▶ Brief
State only how many lines below include the string "components".

▶ Collected data

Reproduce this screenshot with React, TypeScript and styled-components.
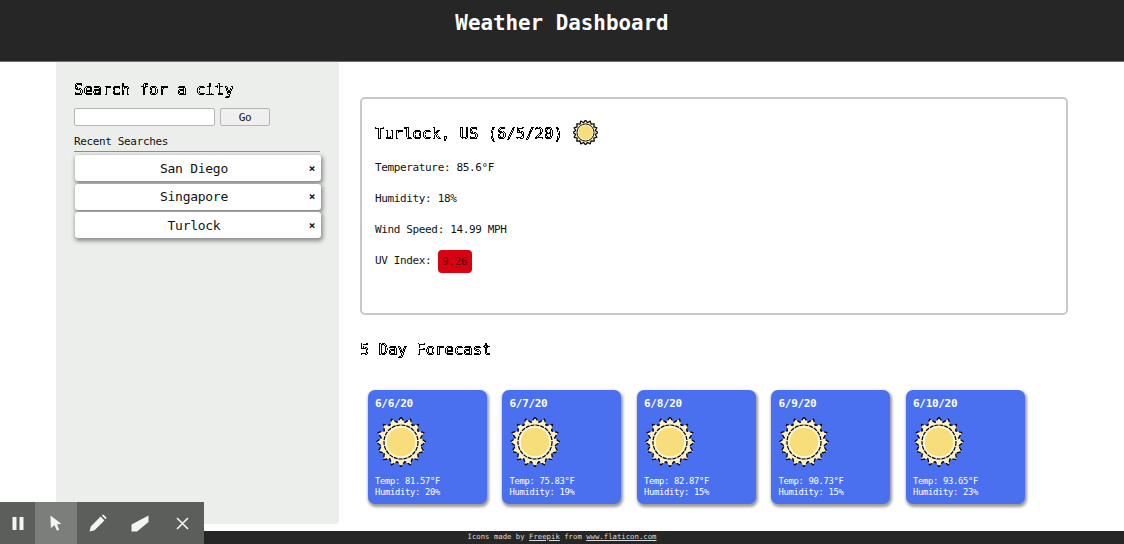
import { FC } from "react";
import styled, { createGlobalStyle } from "styled-components";

const GlobalStyle = createGlobalStyle`
  html, body {
    margin: 0;
    height: 100%;
    overflow: hidden;
    background: #fff;
    font-family: "DejaVu Sans Mono", "Liberation Mono", monospace;
    font-size: 11px;
    letter-spacing: -0.36px;
    color: #111;
  }
`;

const cities = ["San Diego", "Singapore", "Turlock"];

const forecast = [
  { date: "6/6/20", temp: "81.57", humidity: 20 },
  { date: "6/7/20", temp: "75.83", humidity: 19 },
  { date: "6/8/20", temp: "82.87", humidity: 15 },
  { date: "6/9/20", temp: "90.73", humidity: 15 },
  { date: "6/10/20", temp: "93.65", humidity: 23 },
];

const spikes = (count: number, outer: number, inner: number) => {
  const points: string[] = [];
  for (let i = 0; i < count * 2; i++) {
    const radius = i % 2 === 0 ? outer : inner;
    const angle = (Math.PI * i) / count - Math.PI / 2;
    points.push(`${(25 + radius * Math.cos(angle)).toFixed(2)},${(25 + radius * Math.sin(angle)).toFixed(2)}`);
  }
  return points.join(" ");
};

const SunIcon: FC<{ size: number }> = ({ size }) => (
  <svg width={size} height={size} viewBox="0 0 50 50" aria-hidden="true">
    <polygon points={spikes(16, 24.8, 20)} fill="#fbf0c4" stroke="#000" strokeWidth={size < 30 ? 2.4 : 1.3} strokeDasharray={size < 30 ? undefined : "4 2"} strokeLinejoin="round" />
    <circle cx="25" cy="25" r="17" fill="#fbf0c4" stroke="#000" strokeWidth={size < 30 ? 2 : 1.2} strokeDasharray={size < 30 ? undefined : "4 1"} />
    <circle cx="25" cy="25" r="15" fill="#f8dd7b" stroke="#fff" strokeWidth="1" />
  </svg>
);

export default function App() {
  return (
    <Page>
      <GlobalStyle />
      {/* turns the soft edges of the outlined headings into hard pixels */}
      <HiddenDefs aria-hidden="true">
        <filter id="hard-edge" colorInterpolationFilters="sRGB">
          <feComponentTransfer>
            <feFuncR type="discrete" tableValues="0 1" />
            <feFuncG type="discrete" tableValues="0 1" />
            <feFuncB type="discrete" tableValues="0 1" />
            <feFuncA type="discrete" tableValues="0 1" />
          </feComponentTransfer>
        </filter>
      </HiddenDefs>
      <Header>
        <HeaderTitle>Weather Dashboard</HeaderTitle>
      </Header>
      <Content>
        <Sidebar>
          <PixelHeading>Search for a city</PixelHeading>
          <SearchRow>
            <SearchInput />
            <GoButton>Go</GoButton>
          </SearchRow>
          <RecentLabel>Recent Searches</RecentLabel>
          <CityList>
            {cities.map((city) => (
              <CityItem key={city}>
                <CityName>{city}</CityName>
                <RemoveMark>×</RemoveMark>
              </CityItem>
            ))}
          </CityList>
        </Sidebar>
        <Main>
          <CurrentCard>
            <CurrentTitle>
              <CurrentHeading>Turlock, US (6/5/20)</CurrentHeading>
              <SunIcon size={25} />
            </CurrentTitle>
            <Stat>Temperature: 85.6°F</Stat>
            <Stat>Humidity: 18%</Stat>
            <Stat>Wind Speed: 14.99 MPH</Stat>
            <Stat>
              UV Index: <UvBadge>9.26</UvBadge>
            </Stat>
          </CurrentCard>
          <ForecastHeading>5 Day Forecast</ForecastHeading>
          <ForecastRow>
            {forecast.map((day) => (
              <DayCard key={day.date}>
                <DayDate>{day.date}</DayDate>
                <DaySun>
                  <SunIcon size={50} />
                </DaySun>
                <DayText>Temp: {day.temp}°F</DayText>
                <DayText>Humidity: {day.humidity}%</DayText>
              </DayCard>
            ))}
          </ForecastRow>
        </Main>
      </Content>
      <Footer>
        Icons made by <FooterLink>Freepik</FooterLink> from <FooterLink>www.flaticon.com</FooterLink>
      </Footer>
      <Toolbar>
        <ToolButton $width={35}>
          <svg width="12" height="13" viewBox="0 0 12 13">
            <rect x="0.5" width="4" height="13" fill="#f4f4f4" />
            <rect x="7.5" width="4" height="13" fill="#f4f4f4" />
          </svg>
        </ToolButton>
        <ToolButton $width={42} $active>
          <svg width="12" height="16" viewBox="0 0 12 16">
            <path d="M0.5 0.5 L11.5 9 L7 9.3 L9.3 15 L6.8 15.6 L4.6 10.2 L0.8 13 Z" fill="#f4f4f4" />
          </svg>
        </ToolButton>
        <ToolButton $width={42}>
          <svg width="18" height="18" viewBox="0 0 18 18">
            <path d="M0.5 17.5 L1.8 12.4 L11.6 2.6 L15.4 6.4 L5.6 16.2 Z M12.8 1.4 L14.2 0.4 L17.6 3.8 L16.6 5.2 Z" fill="#f4f4f4" />
          </svg>
        </ToolButton>
        <ToolButton $width={42}>
          <svg width="18" height="17" viewBox="0 0 18 17">
            <path d="M0.5 9.5 L17.5 0.5 L17.5 7 L6 16.5 L0.5 16.5 Z" fill="#f4f4f4" />
          </svg>
        </ToolButton>
        <ToolButton $width={43}>
          <svg width="13" height="13" viewBox="0 0 13 13">
            <path d="M1 1 L12 12 M12 1 L1 12" stroke="#f4f4f4" strokeWidth="1.6" fill="none" />
          </svg>
        </ToolButton>
      </Toolbar>
    </Page>
  );
}

const Page = styled.div`
  position: relative;
  display: flex;
  flex-direction: column;
  height: 544px;
  overflow: hidden;
`;

const HiddenDefs = styled.svg`
  position: absolute;
  width: 0;
  height: 0;
`;

const Header = styled.header`
  flex: 0 0 62px;
  box-sizing: border-box;
  padding-top: 10px;
  background: #262626;
  border-bottom: 1px solid #6f6f6c;
  text-align: center;
`;

const HeaderTitle = styled.h1`
  margin: 0;
  font-size: 20.85px;
  line-height: 27px;
  font-weight: 700;
  letter-spacing: 0;
  color: #fff;
`;

const Content = styled.div`
  flex: 1;
  display: flex;
  min-height: 0;
  padding: 0 56px 7px;
`;

const Sidebar = styled.aside`
  flex: 0 0 283px;
  box-sizing: border-box;
  padding: 19px 17px 0 18px;
  background: #eceeec;
  border-radius: 0 0 4px 4px;
`;

const PixelHeading = styled.h2`
  margin: 0;
  font-size: 15.6px;
  line-height: 19px;
  font-weight: 400;
  letter-spacing: 0;
  color: #fff;
  -webkit-text-stroke: 0.8px #000;
  filter: url(#hard-edge);
`;

const CurrentHeading = styled(PixelHeading)`
  margin-top: 3px;
`;

const SearchRow = styled.div`
  display: flex;
  gap: 6px;
  margin-top: 8px;
`;

const SearchInput = styled.input`
  box-sizing: border-box;
  width: 141px;
  height: 18px;
  padding: 0;
  background: #fff;
  border: 1px solid #b5b5b5;
  border-radius: 2px;
`;

const GoButton = styled.button`
  box-sizing: border-box;
  width: 50px;
  height: 18px;
  margin-left: -1px;
  padding: 0;
  background: #efefef;
  border: 1px solid #b5b5b5;
  border-radius: 2px;
  font: inherit;
  letter-spacing: inherit;
  color: #111;
`;

const RecentLabel = styled.div`
  width: 246px;
  margin-top: 9px;
  padding-bottom: 3px;
  line-height: 13px;
  border-bottom: 1px solid #8c8c8c;
`;

const CityList = styled.ul`
  list-style: none;
  margin: 3px 0 0 1px;
  padding: 0;
`;

const CityItem = styled.li`
  position: relative;
  display: flex;
  align-items: center;
  justify-content: center;
  box-sizing: border-box;
  width: 246px;
  height: 26px;
  margin-bottom: 2.6px;
  padding-right: 8px;
  background: #fff;
  border-radius: 3px;
  box-shadow: 1px 2px 4px 1px #8a8a8a;
`;

const CityName = styled.span`
  font-size: 13px;
  letter-spacing: -0.28px;
`;

const RemoveMark = styled.span`
  position: absolute;
  right: 6px;
  font-size: 11px;
  font-weight: 700;
`;

const Main = styled.main`
  flex: 1;
  min-width: 0;
  padding: 35px 0 0 21px;
`;

const CurrentCard = styled.section`
  box-sizing: border-box;
  width: 708px;
  height: 218px;
  padding: 21px 13px 0;
  border: 2px solid #c8c8c8;
  border-radius: 5px;
`;

const CurrentTitle = styled.div`
  display: flex;
  align-items: center;
  gap: 10px;
  height: 25px;
  margin-bottom: -1px;
`;

const Stat = styled.p`
  display: flex;
  align-items: center;
  height: 15px;
  margin: 16px 0 0;
  line-height: 15px;
  white-space: pre;
`;

const UvBadge = styled.span`
  flex: none;
  box-sizing: border-box;
  width: 34px;
  height: 23px;
  margin: 1px 0 0 0;
  line-height: 23px;
  text-align: center;
  background: #d70212;
  border-radius: 4px;
  color: #5a0008;
`;

const ForecastHeading = styled(PixelHeading)`
  margin-top: 26px;
`;

const ForecastRow = styled.div`
  display: flex;
  gap: 15.5px;
  margin: 30px 0 0 7.5px;
`;

const DayCard = styled.article`
  box-sizing: border-box;
  width: 119px;
  height: 114px;
  padding: 7px 7.5px 0;
  background: #4a70f0;
  border-radius: 7px;
  box-shadow: 1px 2px 3px 1px #9a9a9a;
  color: #fff;
`;

const DayDate = styled.div`
  font-size: 11px;
  letter-spacing: -0.3px;
  line-height: 14px;
  font-weight: 700;
`;

const DaySun = styled.div`
  display: flex;
  height: 50px;
  margin: 6px 0 9px 0.5px;
`;

const DayText = styled.div`
  font-size: 8.8px;
  letter-spacing: -0.3px;
  line-height: 10.5px;
`;

const Footer = styled.footer`
  flex: 0 0 13px;
  background: #262626;
  color: #dcdcdc;
  font-size: 7.3px;
  letter-spacing: 0;
  line-height: 11px;
  text-align: center;
`;

const FooterLink = styled.span`
  text-decoration: underline;
`;

const Toolbar = styled.div`
  position: absolute;
  left: 0;
  bottom: 0;
  display: flex;
  height: 42px;
  background: #5c5e5b;
`;

const ToolButton = styled.div<{ $width: number; $active?: boolean }>`
  display: flex;
  align-items: center;
  justify-content: center;
  width: ${({ $width }) => $width}px;
  background: ${({ $active }) => ($active ? "#7b7e7a" : "transparent")};
`;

▶ Task response
2